するとグルートが急にグイッと身をよじるように離れていった。顔は正面を向いたまま、いきなり身体だけ真横に移動したような動きに思わずビビる。
――こういう動き方も、本当に予測不能なんですね。
「そうなんですよ。急にグワッと動くでしょう?」
何を考えているかわからない漆黒の瞳で見られていると、やや落ち着かない気もする。だが違う種の動物が向かい合うというのは、本来こういうことなのかもしれない。
サホさんは、グルートが疾走する様子をカメラマンに撮らせようと、自らが囮となって「ほら! おいで!」と走ってみせるが、グルートは気乗りしないのか、2、3歩ダッシュしかけたところで、プイッと違う方向へ行ってしまう。

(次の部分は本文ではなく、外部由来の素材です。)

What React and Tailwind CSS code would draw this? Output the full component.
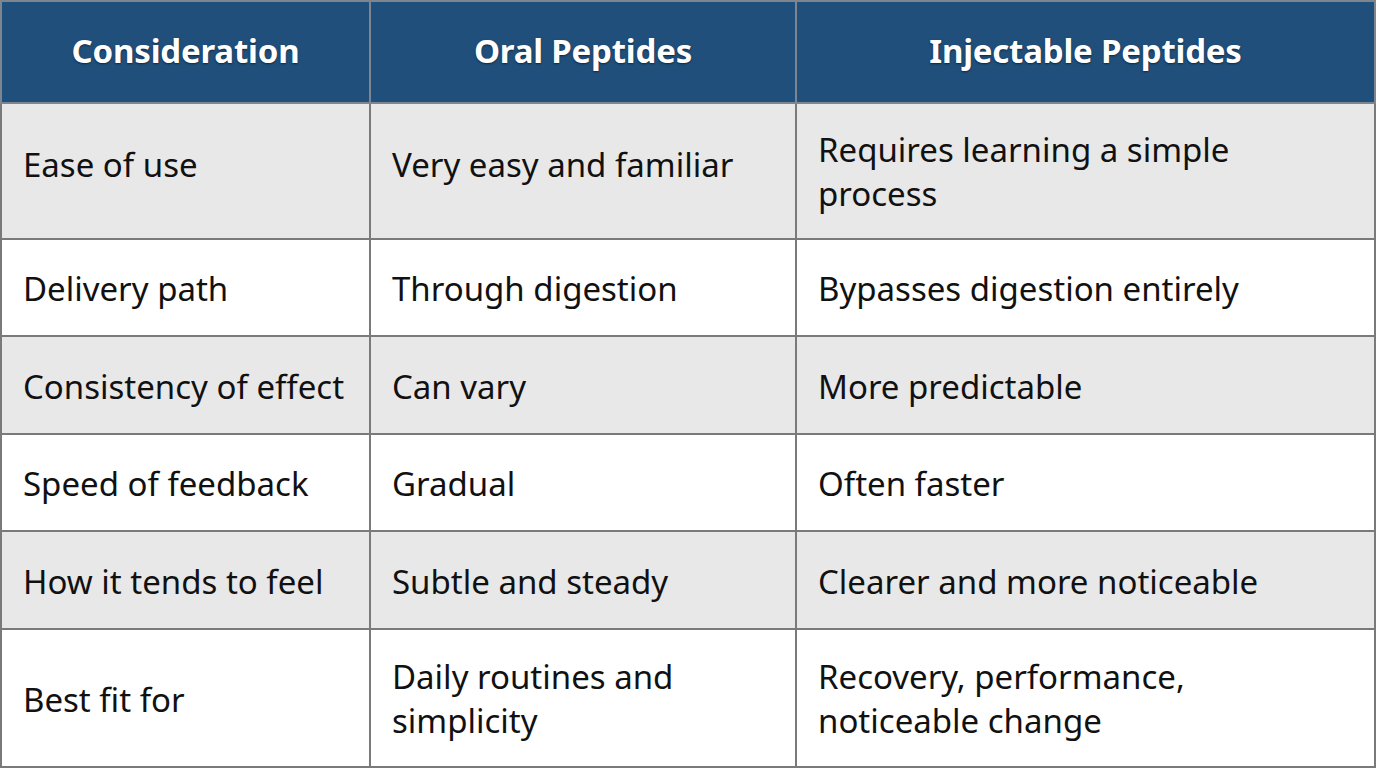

――グルートと暮らしてみて、事前の想像と違ったところはありますか?
「私、鳥を飼うのが初めてなんで、どんな感じなのか、そもそも想像もできなかったんです。それで何が一番大変かな、と考えてたんですが……」
一番大変なのは「あちこちに大量のフンをすること」
サホさんには取材前、事前の質問項目として「一番大変なことは何か」と尋ねていた。
「あまり大変なことって思いつかないんです。もちろん蹴られたら痛いし、スカートもボロボロになりますが、大変というのとも違うな、と。それで夫に聞いたら、『フンの処理が大変』だって(笑)。ウチはフンを集めてコンポストに入れて、畑の肥料にしているんですが、結構、あちこちにフンをするし量もすごいので、確かに大変は大変です」
――もし病気やケガをしたら?
「それは私も心配だったので、調べました。そうしたら近くに鳥類に強い動物病院があることがわかったので、安心して迎え入れました。あとは鳥インフルだけは怖いので、食べカスにカラスやスズメが寄ってこないように気をつけています」
――長い旅行にはいけないのでは?
「そんなことないですよ。いつも旅行中に犬たちの世話をお願いしているペットシッターさんが馬の調教もされている方で、大きい動物の扱いに慣れているんです。これまでにも何度か来ていただいて大丈夫でした」
「そういう生き方もありか」
――犬のようにはコミュニケーションがとれないのは大変ではないですか?
「夫は『ちょっと寂しい』と言ってますね。でも私は、そういう生き方もありかと思っていて。グルートを見ているとちょっと笑っちゃうんです。周りのことは全然気にしないで、走りたいときに走って、休みたいときに休んで、つつきたいときにつつく。人とコミュニケーションをとるとかとらないとか、そんなものもなくても、あなたはそれで幸せでしょう、とか思いますね」
わずかな時間しかグルートと接していない私でも、サホさんの言うことは何となくわかる気がした。犬がいようと(グルートが外に出ている間、リラたちは目を合わせないように2頭で固まっていた)、我々のような突然の訪問者が来ようと、どこ吹く風。
グルートは胸を張って辺りを歩き回っている。
「どうやらグルートはメスのようなので、もうすぐ深緑色の綺麗な卵を産むはずです。それもすごく楽しみです」
取材が終わる頃には「そうか、飼おうと想えばエミューって飼えるんだ」と納得している自分がいた。人が何と言おうと、自分の思った通りに生きればいい――グルートとサホさんを見ていると、それは実はそう難しいことじゃないのかも、という気にさせられる。
ボンボンボンボン……日本の里山風景にグルートの奏でる重低音が不思議なほど融けこんでいる。胸がすく、とはこういうことを言うのだろう。